Anthropic has a great product, but what's going on in the stock market is astonishing. Companies waiting to be valued at a trillion dollars before going public? (I'm writing this comment with the assumption that they will go public soon and the valuation will be higher than this $965 billion dollar private valuation) The stock market used to be a place for companies to raise money from investors. But that isn't what it is anymore, it's a dumping ground. Venture capitalists & private investors are sucking all of the possible growth and future upside from these companies and then dumping them on retail investors when there's nothing left. There is no growth or upside left by the time these companies go public. If you invest in these IPOs you are buying the absolute peak with all potential future profits baked into the price, with nowhere left to go but down.
Yeup, no shortage of tech IPOs over the past five years that are now valued at like 5% of what they were after being dumped onto the market: ZoomInfo, Bumble, Gemini
And many more that are 50% of what they were: Snowflake, Coinbase
And many more that went back to private companies and then were sold off: Carbon Black, etc...
I'm actually too lazy to go list out all of them.
But employees, beware, of those gnarly lockup periods post IPO where all the better classed options than yours get to exit.
> Venture capitalists & private investors are sucking all of the possible growth and future upside from these companies and then dumping them on retail investors when there's nothing left.
A lot of the money that is deployed by VCs comes from pension funds and asset managers that ultimately manage money for the average Joe.
Say you join Anthropic now as an employee. What are the chances of your equity appreciating in value? I don't think we have any historical precedents to this.
This did round involve a secondary? If yes, any data to suggest that these secondaries are leading to increased spending outside of housing and propping up the local economy?
They eventually stop, Excel has a max column size of 16,384. Not sure what letter combo that would be (ZZZZZZZZZZ or something?), but it does eventually halt.

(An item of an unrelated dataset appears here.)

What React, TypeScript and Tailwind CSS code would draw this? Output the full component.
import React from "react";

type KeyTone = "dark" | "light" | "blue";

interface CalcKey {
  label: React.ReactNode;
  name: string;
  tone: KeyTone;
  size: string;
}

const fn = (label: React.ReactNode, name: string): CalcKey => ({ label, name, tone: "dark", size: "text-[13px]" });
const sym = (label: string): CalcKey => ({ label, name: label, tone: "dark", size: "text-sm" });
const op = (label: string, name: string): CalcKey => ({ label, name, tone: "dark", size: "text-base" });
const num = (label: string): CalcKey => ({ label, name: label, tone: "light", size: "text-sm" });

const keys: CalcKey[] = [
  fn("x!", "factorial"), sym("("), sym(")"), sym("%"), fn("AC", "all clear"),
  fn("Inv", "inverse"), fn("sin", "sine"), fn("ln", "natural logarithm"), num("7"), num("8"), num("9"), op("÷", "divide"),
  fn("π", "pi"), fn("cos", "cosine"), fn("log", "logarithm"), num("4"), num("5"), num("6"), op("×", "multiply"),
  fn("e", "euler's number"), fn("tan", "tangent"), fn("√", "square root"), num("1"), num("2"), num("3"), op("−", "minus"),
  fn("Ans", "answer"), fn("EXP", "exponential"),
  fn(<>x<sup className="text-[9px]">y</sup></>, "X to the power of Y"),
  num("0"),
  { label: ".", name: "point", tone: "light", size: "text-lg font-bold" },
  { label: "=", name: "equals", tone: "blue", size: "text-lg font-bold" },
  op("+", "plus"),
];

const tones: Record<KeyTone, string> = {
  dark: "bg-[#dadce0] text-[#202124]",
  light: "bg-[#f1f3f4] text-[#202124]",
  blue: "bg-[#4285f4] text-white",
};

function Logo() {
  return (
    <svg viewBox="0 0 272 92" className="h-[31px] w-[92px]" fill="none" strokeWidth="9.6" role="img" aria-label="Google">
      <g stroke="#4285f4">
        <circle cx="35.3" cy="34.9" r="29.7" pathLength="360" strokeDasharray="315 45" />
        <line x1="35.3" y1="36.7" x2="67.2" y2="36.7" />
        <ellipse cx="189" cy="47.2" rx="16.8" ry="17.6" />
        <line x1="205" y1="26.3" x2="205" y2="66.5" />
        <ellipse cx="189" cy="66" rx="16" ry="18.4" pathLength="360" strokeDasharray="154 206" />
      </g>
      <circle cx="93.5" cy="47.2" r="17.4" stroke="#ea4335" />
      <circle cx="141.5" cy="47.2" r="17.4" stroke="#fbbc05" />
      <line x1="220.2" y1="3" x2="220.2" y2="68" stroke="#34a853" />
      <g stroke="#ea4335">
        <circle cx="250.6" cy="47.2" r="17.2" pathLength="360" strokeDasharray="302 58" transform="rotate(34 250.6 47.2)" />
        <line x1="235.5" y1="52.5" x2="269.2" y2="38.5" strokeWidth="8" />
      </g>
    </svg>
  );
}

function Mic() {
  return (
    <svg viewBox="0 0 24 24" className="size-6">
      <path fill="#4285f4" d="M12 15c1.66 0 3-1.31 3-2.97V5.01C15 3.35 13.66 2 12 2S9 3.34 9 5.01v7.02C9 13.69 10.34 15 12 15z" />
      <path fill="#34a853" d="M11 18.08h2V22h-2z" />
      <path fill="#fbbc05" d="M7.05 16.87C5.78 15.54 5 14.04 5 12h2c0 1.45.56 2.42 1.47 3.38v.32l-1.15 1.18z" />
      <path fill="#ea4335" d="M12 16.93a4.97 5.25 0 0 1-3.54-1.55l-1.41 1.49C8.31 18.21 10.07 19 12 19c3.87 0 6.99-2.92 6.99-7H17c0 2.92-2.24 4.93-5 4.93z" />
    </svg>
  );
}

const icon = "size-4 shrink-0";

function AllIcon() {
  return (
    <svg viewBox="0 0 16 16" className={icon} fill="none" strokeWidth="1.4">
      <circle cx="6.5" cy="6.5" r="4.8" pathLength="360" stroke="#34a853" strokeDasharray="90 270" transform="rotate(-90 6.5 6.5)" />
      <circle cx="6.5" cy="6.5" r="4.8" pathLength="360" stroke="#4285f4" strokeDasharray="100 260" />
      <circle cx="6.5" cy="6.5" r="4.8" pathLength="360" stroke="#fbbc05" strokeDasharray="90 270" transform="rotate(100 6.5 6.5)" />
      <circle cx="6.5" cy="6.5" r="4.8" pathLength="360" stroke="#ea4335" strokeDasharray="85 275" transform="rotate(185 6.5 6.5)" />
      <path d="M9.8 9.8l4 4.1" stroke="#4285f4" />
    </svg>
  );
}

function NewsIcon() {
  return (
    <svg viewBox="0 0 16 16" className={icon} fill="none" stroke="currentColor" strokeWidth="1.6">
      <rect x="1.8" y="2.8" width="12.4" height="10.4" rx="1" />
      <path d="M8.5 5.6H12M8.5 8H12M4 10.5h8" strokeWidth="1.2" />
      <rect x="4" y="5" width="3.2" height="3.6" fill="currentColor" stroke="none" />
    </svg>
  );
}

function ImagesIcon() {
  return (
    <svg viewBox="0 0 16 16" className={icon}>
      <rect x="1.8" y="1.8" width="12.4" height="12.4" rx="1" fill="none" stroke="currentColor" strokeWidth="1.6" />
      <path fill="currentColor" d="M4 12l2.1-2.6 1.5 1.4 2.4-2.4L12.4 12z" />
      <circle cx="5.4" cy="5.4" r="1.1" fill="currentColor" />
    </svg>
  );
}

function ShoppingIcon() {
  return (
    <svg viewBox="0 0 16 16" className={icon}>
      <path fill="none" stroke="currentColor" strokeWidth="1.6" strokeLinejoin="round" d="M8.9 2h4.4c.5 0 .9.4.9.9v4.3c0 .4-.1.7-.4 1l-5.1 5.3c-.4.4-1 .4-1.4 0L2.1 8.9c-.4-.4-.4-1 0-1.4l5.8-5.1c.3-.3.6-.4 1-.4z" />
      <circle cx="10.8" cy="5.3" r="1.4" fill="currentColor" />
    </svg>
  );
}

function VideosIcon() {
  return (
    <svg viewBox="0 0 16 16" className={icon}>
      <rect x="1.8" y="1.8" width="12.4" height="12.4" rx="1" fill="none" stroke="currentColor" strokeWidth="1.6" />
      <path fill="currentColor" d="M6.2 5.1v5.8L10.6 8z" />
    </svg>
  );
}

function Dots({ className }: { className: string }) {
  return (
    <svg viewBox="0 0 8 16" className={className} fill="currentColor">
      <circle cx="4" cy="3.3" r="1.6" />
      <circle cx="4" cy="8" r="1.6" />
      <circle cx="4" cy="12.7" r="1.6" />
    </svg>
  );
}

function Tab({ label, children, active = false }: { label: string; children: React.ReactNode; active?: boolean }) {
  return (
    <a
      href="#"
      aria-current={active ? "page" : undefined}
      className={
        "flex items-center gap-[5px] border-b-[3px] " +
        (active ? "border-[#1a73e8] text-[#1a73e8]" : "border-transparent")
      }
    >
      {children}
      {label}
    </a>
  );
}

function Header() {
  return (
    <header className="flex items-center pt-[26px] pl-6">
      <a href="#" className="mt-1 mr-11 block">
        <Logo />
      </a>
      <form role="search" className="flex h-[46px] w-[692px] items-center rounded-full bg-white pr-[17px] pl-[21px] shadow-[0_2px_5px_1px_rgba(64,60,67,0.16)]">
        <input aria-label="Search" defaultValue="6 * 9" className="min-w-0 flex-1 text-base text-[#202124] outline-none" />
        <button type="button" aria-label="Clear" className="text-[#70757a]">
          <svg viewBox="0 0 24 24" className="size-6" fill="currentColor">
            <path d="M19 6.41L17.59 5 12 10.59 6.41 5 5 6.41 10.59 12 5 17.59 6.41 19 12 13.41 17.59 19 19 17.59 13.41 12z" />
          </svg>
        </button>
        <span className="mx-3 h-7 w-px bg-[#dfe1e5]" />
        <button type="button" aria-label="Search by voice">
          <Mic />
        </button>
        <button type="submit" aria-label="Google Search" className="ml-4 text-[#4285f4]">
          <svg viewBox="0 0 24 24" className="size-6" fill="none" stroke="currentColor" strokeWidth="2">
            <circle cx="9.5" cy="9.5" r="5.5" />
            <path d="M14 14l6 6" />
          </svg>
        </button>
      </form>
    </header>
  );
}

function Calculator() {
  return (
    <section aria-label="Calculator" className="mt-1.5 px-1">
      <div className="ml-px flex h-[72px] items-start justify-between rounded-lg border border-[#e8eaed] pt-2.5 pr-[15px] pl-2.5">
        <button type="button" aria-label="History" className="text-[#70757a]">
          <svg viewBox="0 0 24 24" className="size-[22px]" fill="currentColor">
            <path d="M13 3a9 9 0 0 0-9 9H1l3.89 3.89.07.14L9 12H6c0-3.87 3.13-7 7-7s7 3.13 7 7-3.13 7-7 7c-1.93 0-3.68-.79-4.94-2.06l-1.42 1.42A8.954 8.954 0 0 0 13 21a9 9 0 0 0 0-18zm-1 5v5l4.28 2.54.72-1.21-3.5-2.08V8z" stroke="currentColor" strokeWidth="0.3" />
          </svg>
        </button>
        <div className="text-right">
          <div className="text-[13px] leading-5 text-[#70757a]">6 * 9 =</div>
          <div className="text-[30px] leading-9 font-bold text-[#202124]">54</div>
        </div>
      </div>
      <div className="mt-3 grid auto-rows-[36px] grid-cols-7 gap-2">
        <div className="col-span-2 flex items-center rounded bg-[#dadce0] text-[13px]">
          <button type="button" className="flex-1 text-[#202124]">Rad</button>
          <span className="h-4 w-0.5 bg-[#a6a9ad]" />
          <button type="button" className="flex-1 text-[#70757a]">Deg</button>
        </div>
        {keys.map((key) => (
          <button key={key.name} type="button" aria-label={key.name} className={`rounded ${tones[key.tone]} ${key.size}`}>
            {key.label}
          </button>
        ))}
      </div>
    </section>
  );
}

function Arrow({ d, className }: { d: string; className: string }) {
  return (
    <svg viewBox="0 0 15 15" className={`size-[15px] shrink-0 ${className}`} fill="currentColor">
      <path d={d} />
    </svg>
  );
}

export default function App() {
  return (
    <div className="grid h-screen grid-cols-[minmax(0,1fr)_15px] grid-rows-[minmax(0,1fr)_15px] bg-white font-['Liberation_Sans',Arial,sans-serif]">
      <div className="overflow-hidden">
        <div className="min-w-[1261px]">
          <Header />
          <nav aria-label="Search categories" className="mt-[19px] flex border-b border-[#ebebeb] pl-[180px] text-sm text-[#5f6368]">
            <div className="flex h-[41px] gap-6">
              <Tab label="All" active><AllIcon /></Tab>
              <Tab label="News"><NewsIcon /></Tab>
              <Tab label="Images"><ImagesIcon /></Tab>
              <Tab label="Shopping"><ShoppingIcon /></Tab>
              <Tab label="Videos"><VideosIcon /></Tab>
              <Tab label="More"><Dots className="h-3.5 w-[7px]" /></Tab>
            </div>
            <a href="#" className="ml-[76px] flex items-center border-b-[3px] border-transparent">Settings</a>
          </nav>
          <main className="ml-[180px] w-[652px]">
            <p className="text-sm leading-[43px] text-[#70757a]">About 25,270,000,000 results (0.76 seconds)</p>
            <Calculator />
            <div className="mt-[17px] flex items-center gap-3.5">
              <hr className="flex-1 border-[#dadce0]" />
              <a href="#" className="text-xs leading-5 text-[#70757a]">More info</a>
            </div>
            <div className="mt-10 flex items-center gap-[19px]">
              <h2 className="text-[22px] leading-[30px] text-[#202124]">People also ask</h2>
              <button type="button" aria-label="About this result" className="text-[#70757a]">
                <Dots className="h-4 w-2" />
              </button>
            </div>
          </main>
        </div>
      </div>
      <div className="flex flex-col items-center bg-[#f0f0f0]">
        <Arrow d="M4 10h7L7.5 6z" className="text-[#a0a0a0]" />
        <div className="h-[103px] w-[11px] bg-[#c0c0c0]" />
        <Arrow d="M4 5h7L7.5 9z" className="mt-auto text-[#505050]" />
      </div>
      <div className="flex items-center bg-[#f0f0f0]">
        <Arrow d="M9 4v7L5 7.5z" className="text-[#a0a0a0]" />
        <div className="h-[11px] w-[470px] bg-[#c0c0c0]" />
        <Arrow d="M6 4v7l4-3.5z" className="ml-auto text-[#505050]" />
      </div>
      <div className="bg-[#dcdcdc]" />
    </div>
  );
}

That announcement is a bit short on details. I suppose that, like in the previous rounds, there are some strings attached and they'll not get all of it at once.
Hynix is participating with a new circular deal. Hynix is also valued at $1 trillion now, which is positively insane.
This scam will implode harder that the housing bubble.
The circulation of money in AI is deeply troubling (NVIDIA being one of the worst I believe), either the bubble doesn’t pop and corruption like this is considered legal (self-inflating money amongst friends) or it pops and the financial hurt will be felt for a decade.
Revenue up to $47B. Looking forward to the Ed Zitron hot take on this one! No doubt he will fling more baseless accusations of fraud and other nonsense.
This has become a meme which is way out over its skis. Yes, run-rate is not the complete story, but "impossible to interpret" is way overstating the case.